Crise, ontologia e kénosis
Desenvolvida a ideia da crise em uma visão mais profunda, e usando o método da decadialética de Mario Ferreira dos Santos, é possível buscar um caminho pela: “abstração de um dos opostos, cuja positividade passa a ser negada ou reduzida a outra.” (SANTOS, 2017, p. 75)
É preciso também, como indica o filósofo caminhando em seu método: “salvamo-nos do ceticismo e do dogmatismo, que são duas posições de crise sobre a possibilidade gnosiológica do homem.” (p. 79)
Queremos ir além do pensamento para apontar a superação da crise, não que o pensamento em essência de Mario Ferreira não seja suficiente em essência, mas uma atualização é necessária, para superar o que ele chama pensamento de crise, para estruturar uma filosofia da crise: “e, consequentemente, de se ter uma visão crítica da crise do existir finito.” (idem)
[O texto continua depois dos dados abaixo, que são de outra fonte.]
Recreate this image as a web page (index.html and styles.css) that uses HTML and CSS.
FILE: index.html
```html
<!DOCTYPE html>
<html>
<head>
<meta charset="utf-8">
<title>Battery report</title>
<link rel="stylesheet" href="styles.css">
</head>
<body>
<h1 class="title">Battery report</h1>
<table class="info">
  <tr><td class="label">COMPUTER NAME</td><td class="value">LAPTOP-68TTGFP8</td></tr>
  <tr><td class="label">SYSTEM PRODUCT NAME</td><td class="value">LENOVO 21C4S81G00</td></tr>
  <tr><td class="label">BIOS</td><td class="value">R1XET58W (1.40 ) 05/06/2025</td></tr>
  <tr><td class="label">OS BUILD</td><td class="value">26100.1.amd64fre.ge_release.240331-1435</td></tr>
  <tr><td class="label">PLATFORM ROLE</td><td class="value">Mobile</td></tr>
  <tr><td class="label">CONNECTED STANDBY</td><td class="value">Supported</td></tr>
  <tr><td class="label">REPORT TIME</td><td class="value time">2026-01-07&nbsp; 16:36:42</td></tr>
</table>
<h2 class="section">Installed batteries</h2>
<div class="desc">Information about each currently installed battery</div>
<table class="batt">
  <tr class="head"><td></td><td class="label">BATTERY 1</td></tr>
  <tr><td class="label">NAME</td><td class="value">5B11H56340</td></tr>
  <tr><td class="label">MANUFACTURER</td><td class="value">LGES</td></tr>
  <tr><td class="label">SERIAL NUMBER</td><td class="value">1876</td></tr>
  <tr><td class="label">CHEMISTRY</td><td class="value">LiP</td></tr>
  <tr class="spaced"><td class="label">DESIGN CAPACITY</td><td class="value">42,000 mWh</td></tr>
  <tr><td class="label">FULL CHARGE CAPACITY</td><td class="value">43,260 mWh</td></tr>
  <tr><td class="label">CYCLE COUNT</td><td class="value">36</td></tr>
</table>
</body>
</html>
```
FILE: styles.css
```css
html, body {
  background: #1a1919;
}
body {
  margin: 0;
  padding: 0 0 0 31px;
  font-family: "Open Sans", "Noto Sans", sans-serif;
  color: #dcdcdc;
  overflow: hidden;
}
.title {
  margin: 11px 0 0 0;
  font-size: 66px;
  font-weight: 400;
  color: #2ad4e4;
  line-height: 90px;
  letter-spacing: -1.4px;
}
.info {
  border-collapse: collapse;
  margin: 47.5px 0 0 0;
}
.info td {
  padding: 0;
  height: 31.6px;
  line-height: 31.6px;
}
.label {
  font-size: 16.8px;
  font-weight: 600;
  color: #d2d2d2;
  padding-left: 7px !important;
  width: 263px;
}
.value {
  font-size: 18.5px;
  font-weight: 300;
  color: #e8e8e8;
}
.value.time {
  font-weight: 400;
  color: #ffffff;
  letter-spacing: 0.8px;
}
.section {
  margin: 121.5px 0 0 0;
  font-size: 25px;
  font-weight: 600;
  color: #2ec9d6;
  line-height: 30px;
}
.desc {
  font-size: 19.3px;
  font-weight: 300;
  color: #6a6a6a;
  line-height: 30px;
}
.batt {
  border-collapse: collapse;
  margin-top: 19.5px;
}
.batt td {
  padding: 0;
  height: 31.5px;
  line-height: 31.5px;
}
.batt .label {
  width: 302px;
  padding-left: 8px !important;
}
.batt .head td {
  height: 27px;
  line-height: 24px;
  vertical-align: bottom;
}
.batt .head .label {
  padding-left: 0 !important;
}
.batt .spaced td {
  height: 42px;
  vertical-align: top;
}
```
A diferença essencial é que Mário Ferreira vai para um caminho de síntese o que ele chama de Filosofia Concreta, que aponta no livro em diversos trechos como uma leitura complementar para entender seu pensamento, o que se propõe aqui é uma retomada ontológica radical.
Assim propõe para além da ontologia a Kénose, segundo Valodomer Koubetch, “Kenose: Kénosis, kenótico, de kenoo, esvaziar, extenuar, reduzir a nada; estado de humilhação” e isto é necessário porque devemos admitir que não temos a resposta pronta, não temos o discurso ou se preferirmos a narrativa única para o pensamento de crise, e nos amparamos no auxílio dado pelo filósofo brasileiro, para falar na Filosofia da Crise, identificando –o em essência.
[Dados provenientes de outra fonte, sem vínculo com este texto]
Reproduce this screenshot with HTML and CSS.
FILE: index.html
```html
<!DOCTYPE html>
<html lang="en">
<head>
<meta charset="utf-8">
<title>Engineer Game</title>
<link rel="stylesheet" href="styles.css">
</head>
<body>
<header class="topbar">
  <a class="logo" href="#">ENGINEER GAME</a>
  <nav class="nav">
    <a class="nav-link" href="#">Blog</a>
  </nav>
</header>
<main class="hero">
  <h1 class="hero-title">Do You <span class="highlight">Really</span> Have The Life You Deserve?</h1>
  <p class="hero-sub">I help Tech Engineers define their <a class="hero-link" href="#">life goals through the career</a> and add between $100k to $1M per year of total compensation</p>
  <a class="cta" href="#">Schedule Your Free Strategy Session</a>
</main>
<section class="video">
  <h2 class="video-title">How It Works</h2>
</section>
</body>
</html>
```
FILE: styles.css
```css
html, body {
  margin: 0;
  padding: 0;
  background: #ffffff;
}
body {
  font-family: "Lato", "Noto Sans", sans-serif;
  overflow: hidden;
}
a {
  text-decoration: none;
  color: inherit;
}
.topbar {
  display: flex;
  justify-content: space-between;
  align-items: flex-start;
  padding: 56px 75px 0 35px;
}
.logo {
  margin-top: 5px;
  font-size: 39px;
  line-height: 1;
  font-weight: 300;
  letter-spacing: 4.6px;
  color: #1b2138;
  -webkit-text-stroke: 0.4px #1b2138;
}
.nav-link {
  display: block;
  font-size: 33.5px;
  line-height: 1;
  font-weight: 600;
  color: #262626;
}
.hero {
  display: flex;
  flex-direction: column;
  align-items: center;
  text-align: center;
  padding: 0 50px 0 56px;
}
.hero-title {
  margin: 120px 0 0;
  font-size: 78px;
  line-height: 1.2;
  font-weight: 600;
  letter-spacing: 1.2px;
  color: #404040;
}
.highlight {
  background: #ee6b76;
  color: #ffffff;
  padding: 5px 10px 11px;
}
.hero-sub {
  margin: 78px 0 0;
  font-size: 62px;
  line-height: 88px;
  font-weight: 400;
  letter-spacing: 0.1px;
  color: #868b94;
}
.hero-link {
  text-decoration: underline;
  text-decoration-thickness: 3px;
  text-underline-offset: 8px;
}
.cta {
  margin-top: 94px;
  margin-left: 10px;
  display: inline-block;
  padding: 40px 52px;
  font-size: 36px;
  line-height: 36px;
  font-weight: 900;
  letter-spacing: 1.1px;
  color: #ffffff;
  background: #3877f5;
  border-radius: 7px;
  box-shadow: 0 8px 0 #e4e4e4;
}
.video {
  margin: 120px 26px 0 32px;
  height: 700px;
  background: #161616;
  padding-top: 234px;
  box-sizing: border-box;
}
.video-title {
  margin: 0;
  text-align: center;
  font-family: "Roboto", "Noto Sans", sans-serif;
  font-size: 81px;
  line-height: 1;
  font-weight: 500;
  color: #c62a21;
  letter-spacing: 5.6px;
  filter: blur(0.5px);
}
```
Pode-se então enumerar a saída como uma ontologia trinitária, se há uma tensão entre polos opostos de discursos descritos na decadialética, pode-se pensar numa lógica do Outro, do não-eu, ou radicalmente do vazio kenótico onde pode emergir no duplo vazio, um terceiro estado.
A comparação coma trindade é inevitável, pois no discurso teológico a realidade de Jesus Cristo, Filho/Verbo de Deus que, sendo Deus, a Segunda Pessoa da Trindade, aniquilou-se, humilhou-se e assumiu a condição humana, fez sua kénosis, abrindo uma nova realidade.
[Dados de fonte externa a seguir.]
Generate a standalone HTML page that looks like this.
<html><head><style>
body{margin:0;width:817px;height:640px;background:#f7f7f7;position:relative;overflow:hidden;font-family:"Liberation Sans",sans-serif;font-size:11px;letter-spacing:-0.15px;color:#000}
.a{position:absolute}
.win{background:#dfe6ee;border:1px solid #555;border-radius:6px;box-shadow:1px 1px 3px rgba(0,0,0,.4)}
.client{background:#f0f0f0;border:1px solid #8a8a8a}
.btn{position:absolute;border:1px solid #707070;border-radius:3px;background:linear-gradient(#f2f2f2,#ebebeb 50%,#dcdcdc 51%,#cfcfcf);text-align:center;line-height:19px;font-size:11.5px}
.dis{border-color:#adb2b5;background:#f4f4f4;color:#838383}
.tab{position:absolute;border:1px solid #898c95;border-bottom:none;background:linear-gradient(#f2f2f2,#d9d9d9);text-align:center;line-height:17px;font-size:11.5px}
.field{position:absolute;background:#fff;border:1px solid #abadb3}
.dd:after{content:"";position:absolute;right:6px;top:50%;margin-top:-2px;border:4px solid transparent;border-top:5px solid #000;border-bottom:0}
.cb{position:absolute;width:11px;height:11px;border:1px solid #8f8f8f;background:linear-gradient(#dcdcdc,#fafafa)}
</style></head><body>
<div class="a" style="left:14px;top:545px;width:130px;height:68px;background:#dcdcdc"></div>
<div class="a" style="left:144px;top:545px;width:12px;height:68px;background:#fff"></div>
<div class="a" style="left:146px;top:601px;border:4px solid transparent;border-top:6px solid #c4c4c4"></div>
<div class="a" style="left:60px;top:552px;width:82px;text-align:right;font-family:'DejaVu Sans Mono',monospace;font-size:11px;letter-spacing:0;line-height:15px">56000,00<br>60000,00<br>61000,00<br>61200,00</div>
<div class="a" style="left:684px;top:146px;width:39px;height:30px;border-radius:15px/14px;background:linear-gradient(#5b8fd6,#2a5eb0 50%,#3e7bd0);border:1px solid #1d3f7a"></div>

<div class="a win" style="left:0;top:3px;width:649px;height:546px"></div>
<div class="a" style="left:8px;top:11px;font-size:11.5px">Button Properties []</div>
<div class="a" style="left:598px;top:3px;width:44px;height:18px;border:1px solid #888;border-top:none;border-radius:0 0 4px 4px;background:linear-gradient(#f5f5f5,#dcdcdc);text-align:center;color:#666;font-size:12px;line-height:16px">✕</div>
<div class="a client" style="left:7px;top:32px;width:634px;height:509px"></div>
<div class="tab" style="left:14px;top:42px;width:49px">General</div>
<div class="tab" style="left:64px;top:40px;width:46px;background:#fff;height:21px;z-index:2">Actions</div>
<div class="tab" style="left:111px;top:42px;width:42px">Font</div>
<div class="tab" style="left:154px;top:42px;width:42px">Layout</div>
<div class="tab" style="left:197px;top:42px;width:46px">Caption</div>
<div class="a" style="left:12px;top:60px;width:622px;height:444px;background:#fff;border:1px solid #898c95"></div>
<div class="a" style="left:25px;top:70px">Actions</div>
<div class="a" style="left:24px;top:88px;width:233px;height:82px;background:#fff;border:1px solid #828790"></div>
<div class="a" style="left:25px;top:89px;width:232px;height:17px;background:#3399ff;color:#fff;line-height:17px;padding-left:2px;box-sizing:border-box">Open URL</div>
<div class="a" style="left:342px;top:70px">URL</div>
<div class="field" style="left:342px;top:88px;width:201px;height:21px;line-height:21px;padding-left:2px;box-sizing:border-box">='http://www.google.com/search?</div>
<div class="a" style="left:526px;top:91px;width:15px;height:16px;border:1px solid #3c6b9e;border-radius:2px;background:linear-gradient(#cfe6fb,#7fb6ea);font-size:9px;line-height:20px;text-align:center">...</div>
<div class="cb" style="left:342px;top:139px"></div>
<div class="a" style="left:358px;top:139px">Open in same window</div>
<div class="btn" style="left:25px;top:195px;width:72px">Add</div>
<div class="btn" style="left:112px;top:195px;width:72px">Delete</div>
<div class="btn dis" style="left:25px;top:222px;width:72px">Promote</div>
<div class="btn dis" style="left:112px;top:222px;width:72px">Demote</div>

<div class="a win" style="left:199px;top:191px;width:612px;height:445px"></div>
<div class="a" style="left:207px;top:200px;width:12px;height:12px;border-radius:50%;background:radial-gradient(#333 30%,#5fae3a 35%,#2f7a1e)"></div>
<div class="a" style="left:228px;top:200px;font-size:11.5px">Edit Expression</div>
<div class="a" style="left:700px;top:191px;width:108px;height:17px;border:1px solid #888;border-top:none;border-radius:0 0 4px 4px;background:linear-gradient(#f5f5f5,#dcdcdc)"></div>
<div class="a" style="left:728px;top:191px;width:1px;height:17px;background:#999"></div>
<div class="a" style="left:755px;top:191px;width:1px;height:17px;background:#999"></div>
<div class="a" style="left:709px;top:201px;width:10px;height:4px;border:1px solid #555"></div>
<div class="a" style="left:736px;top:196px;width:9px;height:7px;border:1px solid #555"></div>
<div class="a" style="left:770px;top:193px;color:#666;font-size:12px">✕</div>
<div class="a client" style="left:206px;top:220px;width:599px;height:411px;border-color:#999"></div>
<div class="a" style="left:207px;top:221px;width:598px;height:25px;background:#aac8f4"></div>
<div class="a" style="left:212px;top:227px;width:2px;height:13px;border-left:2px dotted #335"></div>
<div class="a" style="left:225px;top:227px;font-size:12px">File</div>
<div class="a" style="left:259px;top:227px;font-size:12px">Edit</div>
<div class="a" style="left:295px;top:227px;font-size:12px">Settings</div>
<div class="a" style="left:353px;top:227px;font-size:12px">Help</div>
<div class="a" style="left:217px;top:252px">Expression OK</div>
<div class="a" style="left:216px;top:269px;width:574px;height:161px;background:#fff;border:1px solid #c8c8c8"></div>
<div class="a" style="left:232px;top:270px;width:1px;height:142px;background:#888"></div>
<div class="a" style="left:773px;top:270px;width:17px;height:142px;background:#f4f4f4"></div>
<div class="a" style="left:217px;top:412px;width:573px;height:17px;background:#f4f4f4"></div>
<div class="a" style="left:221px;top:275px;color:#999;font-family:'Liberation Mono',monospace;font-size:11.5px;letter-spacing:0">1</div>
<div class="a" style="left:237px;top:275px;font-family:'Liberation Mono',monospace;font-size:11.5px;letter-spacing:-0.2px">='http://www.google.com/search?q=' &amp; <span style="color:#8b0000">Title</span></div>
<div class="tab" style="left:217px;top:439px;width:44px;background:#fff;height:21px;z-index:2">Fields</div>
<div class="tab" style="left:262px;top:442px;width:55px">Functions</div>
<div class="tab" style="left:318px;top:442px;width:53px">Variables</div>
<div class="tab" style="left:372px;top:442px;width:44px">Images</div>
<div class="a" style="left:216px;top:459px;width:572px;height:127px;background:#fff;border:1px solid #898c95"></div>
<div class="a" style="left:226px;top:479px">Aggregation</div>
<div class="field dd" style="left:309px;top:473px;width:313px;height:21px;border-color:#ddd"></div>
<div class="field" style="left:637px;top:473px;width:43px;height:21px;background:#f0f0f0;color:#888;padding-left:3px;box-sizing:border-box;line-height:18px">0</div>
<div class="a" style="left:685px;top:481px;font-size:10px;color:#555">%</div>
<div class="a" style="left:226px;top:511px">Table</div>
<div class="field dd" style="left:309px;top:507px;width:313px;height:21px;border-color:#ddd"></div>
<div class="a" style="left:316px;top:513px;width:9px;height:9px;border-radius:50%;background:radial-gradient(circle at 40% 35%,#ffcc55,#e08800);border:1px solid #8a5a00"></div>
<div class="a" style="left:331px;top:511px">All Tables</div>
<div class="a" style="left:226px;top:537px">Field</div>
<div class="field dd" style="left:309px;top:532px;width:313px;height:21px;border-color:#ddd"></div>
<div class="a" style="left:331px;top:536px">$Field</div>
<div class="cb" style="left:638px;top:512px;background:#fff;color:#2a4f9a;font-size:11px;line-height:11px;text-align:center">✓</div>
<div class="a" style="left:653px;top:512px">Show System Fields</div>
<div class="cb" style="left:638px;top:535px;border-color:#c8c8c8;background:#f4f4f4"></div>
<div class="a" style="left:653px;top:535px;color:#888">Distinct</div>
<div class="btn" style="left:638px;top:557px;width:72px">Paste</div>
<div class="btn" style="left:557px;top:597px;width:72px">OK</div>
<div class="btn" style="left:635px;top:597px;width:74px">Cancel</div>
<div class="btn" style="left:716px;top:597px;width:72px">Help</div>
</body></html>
Pode-se esgotar o discurso do diálogo, do dialogismo e da polifonia, porém todos não são suficientes se não há a possibilidade nas tensões opostos de abrir uma Kenosis, se feito por dois discursos ou duas pessoas convictas, emerge um terceiro não-eu-tu como uma ontologia trinitária, uma superação do dualismo, não sem tensão ou sem contraditório, mas novo.
SANTOS, Mario Ferreira. Filosofia da Crise, 1ª. ed. São Paulo: É Realizações, 2017.